Every line of the material is to be quoted verbatim, minus the pictures.
********************
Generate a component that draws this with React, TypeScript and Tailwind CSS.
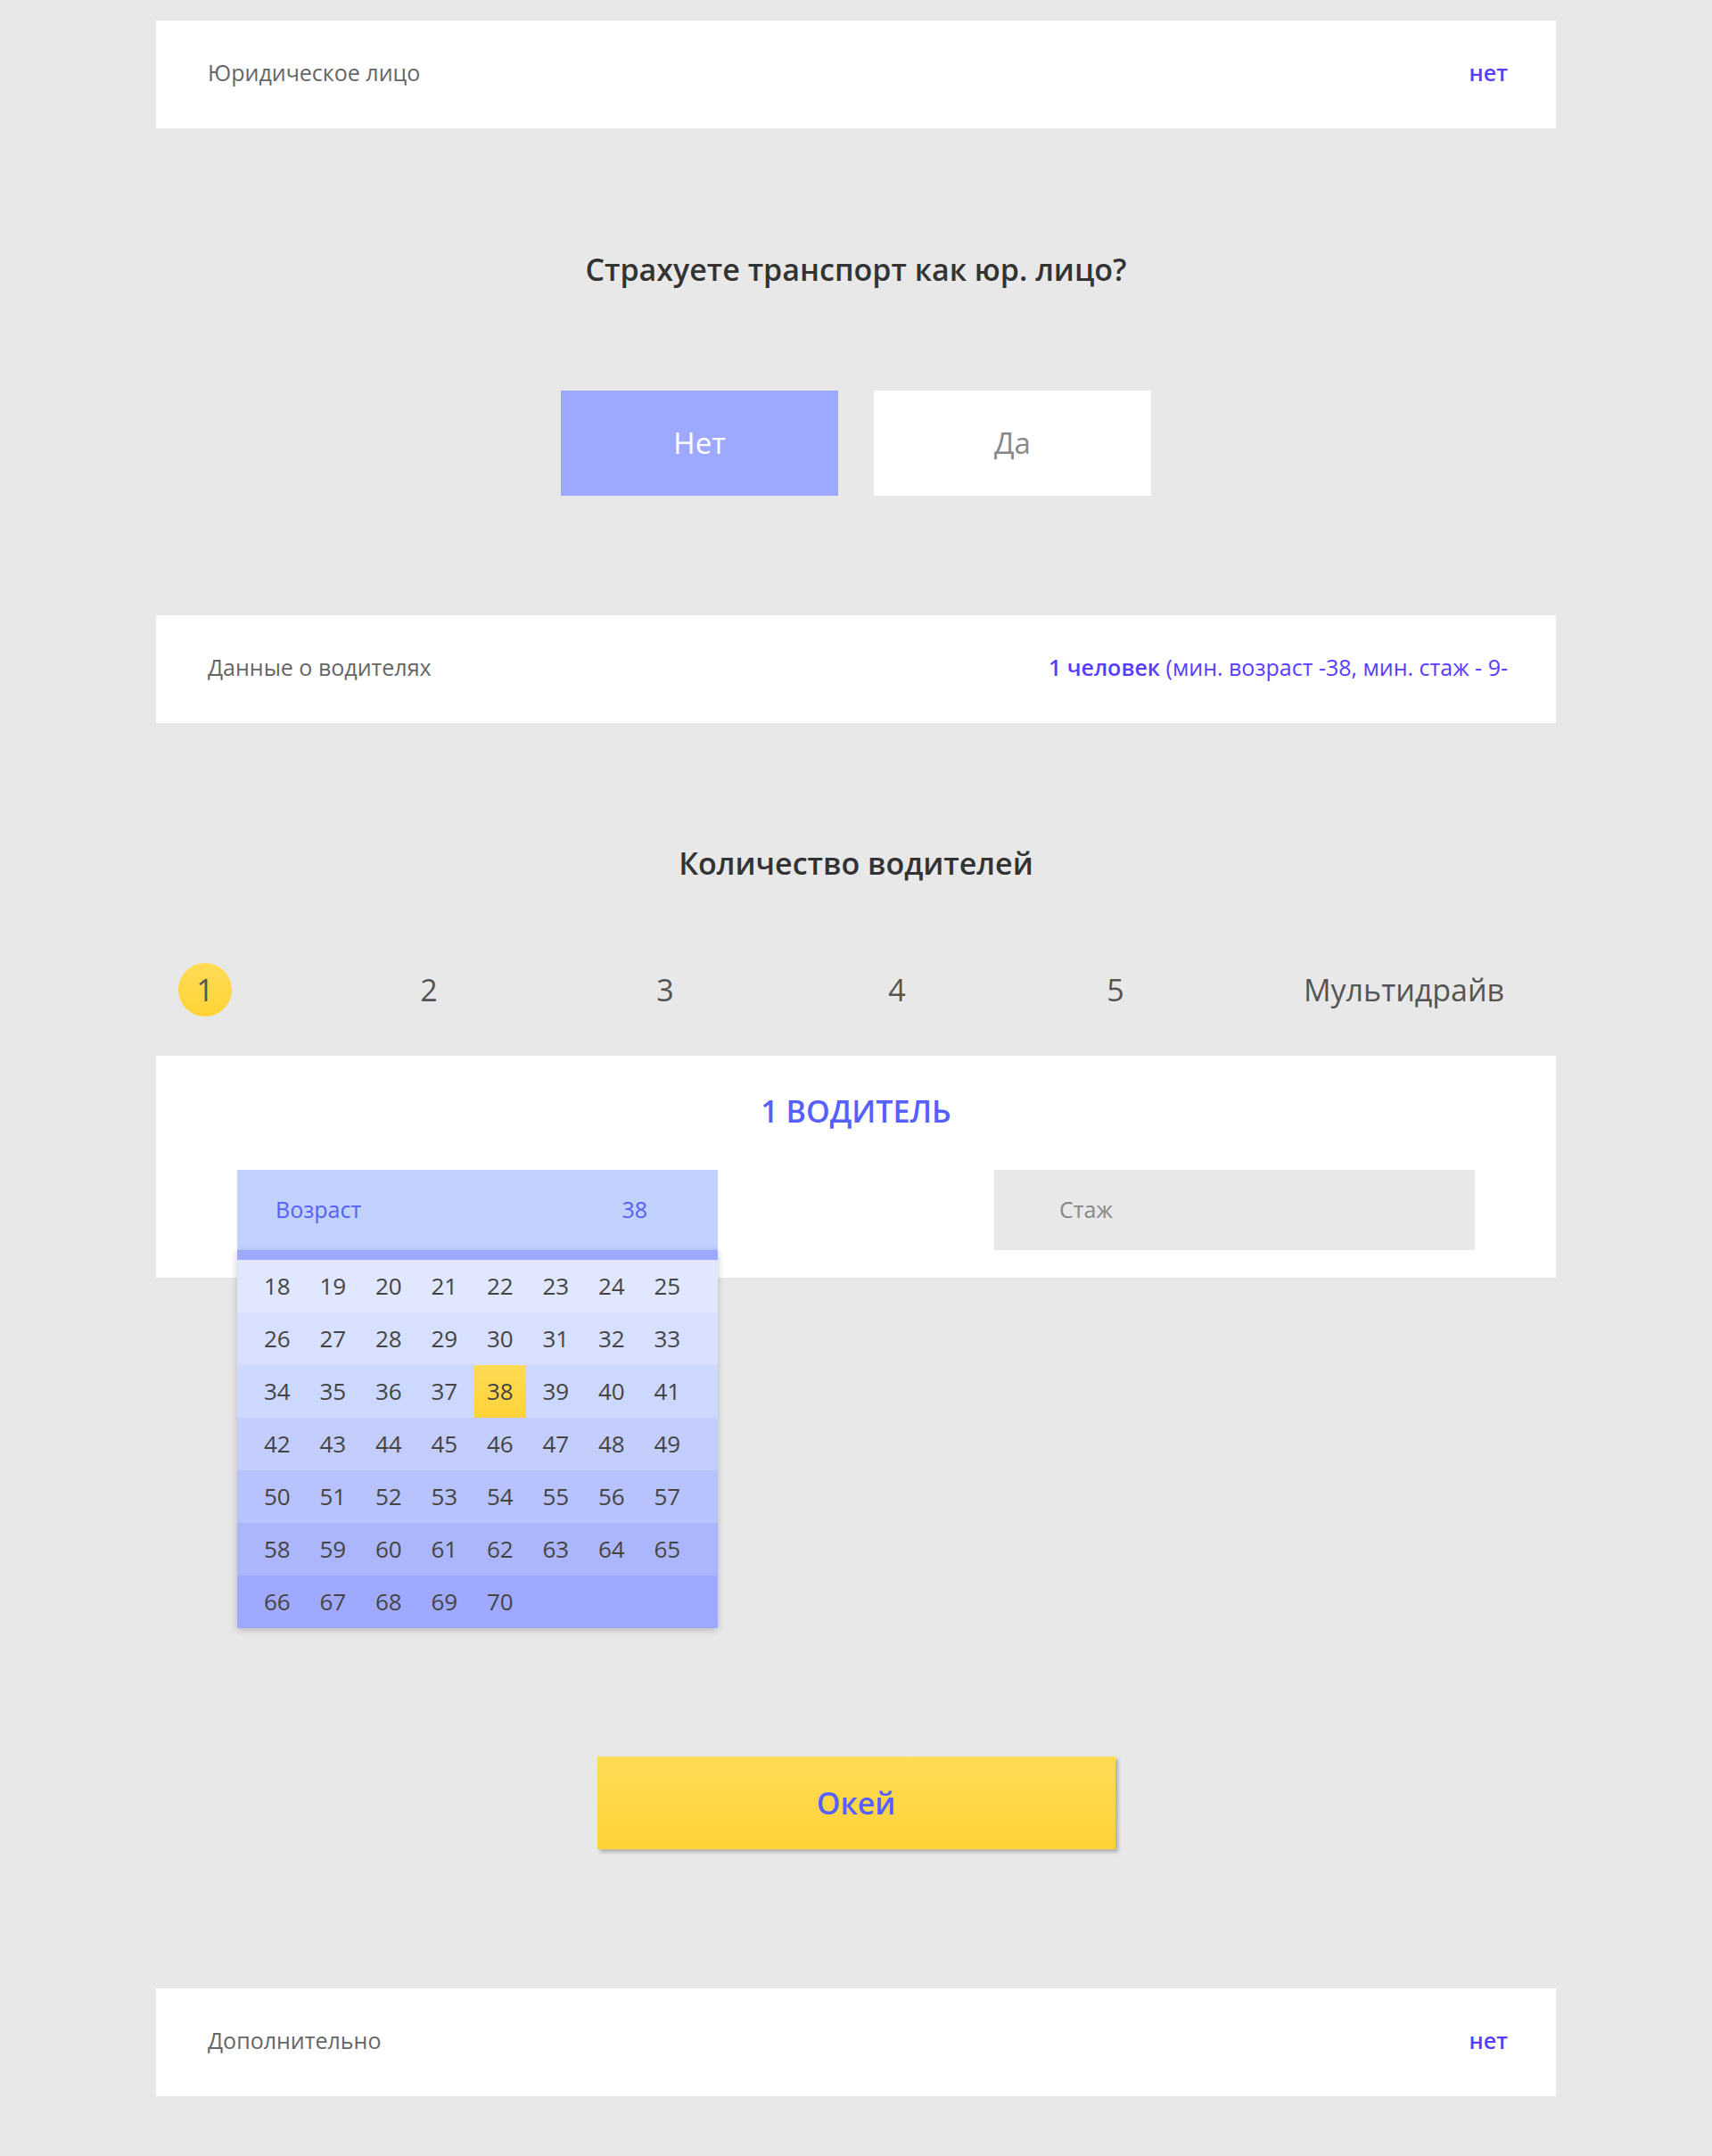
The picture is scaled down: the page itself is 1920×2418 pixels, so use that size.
const AGES = Array.from({ length: 53 }, (_, i) => 18 + i)

const ROW_BG = [
  'bg-[#e0e7fe]',
  'bg-[#d7e0fe]',
  'bg-[#cdd8fe]',
  'bg-[#c3cefd]',
  'bg-[#b8c3fd]',
  'bg-[#abb6fd]',
  'bg-[#9fa9fd]',
]

function InfoRow({ label, children }: { label: string; children: React.ReactNode }) {
  return (
    <div className="bg-white h-[121px] flex items-center justify-between pl-[58px] pr-[54px] pb-[4px]">
      <span className="text-[25px] text-[#666]">{label}</span>
      <span className="text-[25px] text-[#5a3cff]">{children}</span>
    </div>
  )
}

function AgeSelect() {
  const rows: number[][] = []
  for (let i = 0; i < AGES.length; i += 8) rows.push(AGES.slice(i, i + 8))
  return (
    <div className="relative w-[539px]">
      <div className="h-[90px] bg-[#c2d1fd] flex items-center justify-between pl-[43px] pr-[79px] text-[25px] text-[#5560f5]">
        <span>Возраст</span>
        <span>38</span>
      </div>
      <div className="absolute top-full left-0 w-full z-10 shadow-[0_2px_8px_rgba(0,0,0,0.22)]">
        <div className="h-[11px] bg-[#9da8fe]" />
        {rows.map((row, r) => (
          <div key={r} className={`h-[59px] grid grid-cols-[repeat(8,62.5px)] pl-[16px] ${ROW_BG[r]}`}>
            {row.map((n) => (
              <div
                key={n}
                className={`flex items-center pl-[14px] text-[26px] text-[#444] ${
                  n === 38 ? 'w-[58px] bg-gradient-to-b from-[#ffdc55] to-[#ffd236]' : ''
                }`}
              >
                {n}
              </div>
            ))}
          </div>
        ))}
      </div>
    </div>
  )
}

export default function App() {
  return (
    <div className="min-h-[2418px] bg-[#e8e8e8] pt-[23px] font-['Open_Sans',sans-serif]">
      <div className="w-[1570px] mx-auto">
        <InfoRow label="Юридическое лицо">
          <span className="font-semibold">нет</span>
        </InfoRow>

        <h2 className="mt-[134px] h-[48px] leading-[48px] text-center text-[34px] font-semibold text-[#333]">
          Страхуете транспорт как юр. лицо?
        </h2>

        <div className="mt-[112px] flex justify-center gap-[40px]">
          <button className="w-[311px] h-[118px] bg-[#9da8ff] text-white text-[33px]">Нет</button>
          <button className="w-[311px] h-[118px] bg-white text-[#888] text-[33px]">Да</button>
        </div>

        <div className="mt-[134px]">
          <InfoRow label="Данные о водителях">
            <span className="font-semibold">1 человек</span> (мин. возраст -38, мин. стаж - 9-
          </InfoRow>
        </div>

        <h2 className="mt-[133px] h-[48px] leading-[48px] text-center text-[34px] font-semibold text-[#333]">
          Количество водителей
        </h2>

        <div className="mt-[88px] h-[60px] flex items-center pl-[25px] text-[34px] text-[#555]">
          <div className="w-[60px] h-[60px] rounded-full bg-gradient-to-b from-[#ffdc55] to-[#ffd236] flex items-center justify-center">
            1
          </div>
          <div className="ml-[191px] w-[60px] text-center">2</div>
          <div className="ml-[205px] w-[60px] text-center">3</div>
          <div className="ml-[200px] w-[60px] text-center">4</div>
          <div className="ml-[185px] w-[60px] text-center">5</div>
          <div className="ml-[181px]">Мультидрайв</div>
        </div>

        <div className="mt-[44px] bg-white h-[249px] pt-[38px] px-[91px]">
          <h3 className="h-[48px] leading-[48px] text-center text-[34px] font-semibold text-[#5560ff]">
            1 ВОДИТЕЛЬ
          </h3>
          <div className="mt-[42px] flex justify-between">
            <AgeSelect />
            <div className="w-[539px] h-[90px] bg-[#e8e8e8] flex items-center pl-[73px] text-[25px] text-[#888]">
              Стаж
            </div>
          </div>
        </div>

        <div className="mt-[537px] flex justify-center">
          <button className="w-[581px] h-[104px] bg-gradient-to-b from-[#ffdc55] to-[#ffd236] shadow-[3px_3px_4px_rgba(0,0,0,0.25)] text-[34px] font-semibold text-[#5560ff]">
            Окей
          </button>
        </div>

        <div className="mt-[156px]">
          <InfoRow label="Дополнительно">
            <span className="font-semibold">нет</span>
          </InfoRow>
        </div>
      </div>
    </div>
  )
}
********************
_Problem solution_:
Generate a component that draws this with React, TypeScript and Tailwind CSS.
The picture is scaled down: the page itself is 1920×2418 pixels, so use that size.
const AGES = Array.from({ length: 53 }, (_, i) => 18 + i)

const ROW_BG = [
  'bg-[#e0e7fe]',
  'bg-[#d7e0fe]',
  'bg-[#cdd8fe]',
  'bg-[#c3cefd]',
  'bg-[#b8c3fd]',
  'bg-[#abb6fd]',
  'bg-[#9fa9fd]',
]

function InfoRow({ label, children }: { label: string; children: React.ReactNode }) {
  return (
    <div className="bg-white h-[121px] flex items-center justify-between pl-[58px] pr-[54px] pb-[4px]">
      <span className="text-[25px] text-[#666]">{label}</span>
      <span className="text-[25px] text-[#5a3cff]">{children}</span>
    </div>
  )
}

function AgeSelect() {
  const rows: number[][] = []
  for (let i = 0; i < AGES.length; i += 8) rows.push(AGES.slice(i, i + 8))
  return (
    <div className="relative w-[539px]">
      <div className="h-[90px] bg-[#c2d1fd] flex items-center justify-between pl-[43px] pr-[79px] text-[25px] text-[#5560f5]">
        <span>Возраст</span>
        <span>38</span>
      </div>
      <div className="absolute top-full left-0 w-full z-10 shadow-[0_2px_8px_rgba(0,0,0,0.22)]">
        <div className="h-[11px] bg-[#9da8fe]" />
        {rows.map((row, r) => (
          <div key={r} className={`h-[59px] grid grid-cols-[repeat(8,62.5px)] pl-[16px] ${ROW_BG[r]}`}>
            {row.map((n) => (
              <div
                key={n}
                className={`flex items-center pl-[14px] text-[26px] text-[#444] ${
                  n === 38 ? 'w-[58px] bg-gradient-to-b from-[#ffdc55] to-[#ffd236]' : ''
                }`}
              >
                {n}
              </div>
            ))}
          </div>
        ))}
      </div>
    </div>
  )
}

export default function App() {
  return (
    <div className="min-h-[2418px] bg-[#e8e8e8] pt-[23px] font-['Open_Sans',sans-serif]">
      <div className="w-[1570px] mx-auto">
        <InfoRow label="Юридическое лицо">
          <span className="font-semibold">нет</span>
        </InfoRow>

        <h2 className="mt-[134px] h-[48px] leading-[48px] text-center text-[34px] font-semibold text-[#333]">
          Страхуете транспорт как юр. лицо?
        </h2>

        <div className="mt-[112px] flex justify-center gap-[40px]">
          <button className="w-[311px] h-[118px] bg-[#9da8ff] text-white text-[33px]">Нет</button>
          <button className="w-[311px] h-[118px] bg-white text-[#888] text-[33px]">Да</button>
        </div>

        <div className="mt-[134px]">
          <InfoRow label="Данные о водителях">
            <span className="font-semibold">1 человек</span> (мин. возраст -38, мин. стаж - 9-
          </InfoRow>
        </div>

        <h2 className="mt-[133px] h-[48px] leading-[48px] text-center text-[34px] font-semibold text-[#333]">
          Количество водителей
        </h2>

        <div className="mt-[88px] h-[60px] flex items-center pl-[25px] text-[34px] text-[#555]">
          <div className="w-[60px] h-[60px] rounded-full bg-gradient-to-b from-[#ffdc55] to-[#ffd236] flex items-center justify-center">
            1
          </div>
          <div className="ml-[191px] w-[60px] text-center">2</div>
          <div className="ml-[205px] w-[60px] text-center">3</div>
          <div className="ml-[200px] w-[60px] text-center">4</div>
          <div className="ml-[185px] w-[60px] text-center">5</div>
          <div className="ml-[181px]">Мультидрайв</div>
        </div>

        <div className="mt-[44px] bg-white h-[249px] pt-[38px] px-[91px]">
          <h3 className="h-[48px] leading-[48px] text-center text-[34px] font-semibold text-[#5560ff]">
            1 ВОДИТЕЛЬ
          </h3>
          <div className="mt-[42px] flex justify-between">
            <AgeSelect />
            <div className="w-[539px] h-[90px] bg-[#e8e8e8] flex items-center pl-[73px] text-[25px] text-[#888]">
              Стаж
            </div>
          </div>
        </div>

        <div className="mt-[537px] flex justify-center">
          <button className="w-[581px] h-[104px] bg-gradient-to-b from-[#ffdc55] to-[#ffd236] shadow-[3px_3px_4px_rgba(0,0,0,0.25)] text-[34px] font-semibold text-[#5560ff]">
            Окей
          </button>
        </div>

        <div className="mt-[156px]">
          <InfoRow label="Дополнительно">
            <span className="font-semibold">нет</span>
          </InfoRow>
        </div>
      </div>
    </div>
  )
}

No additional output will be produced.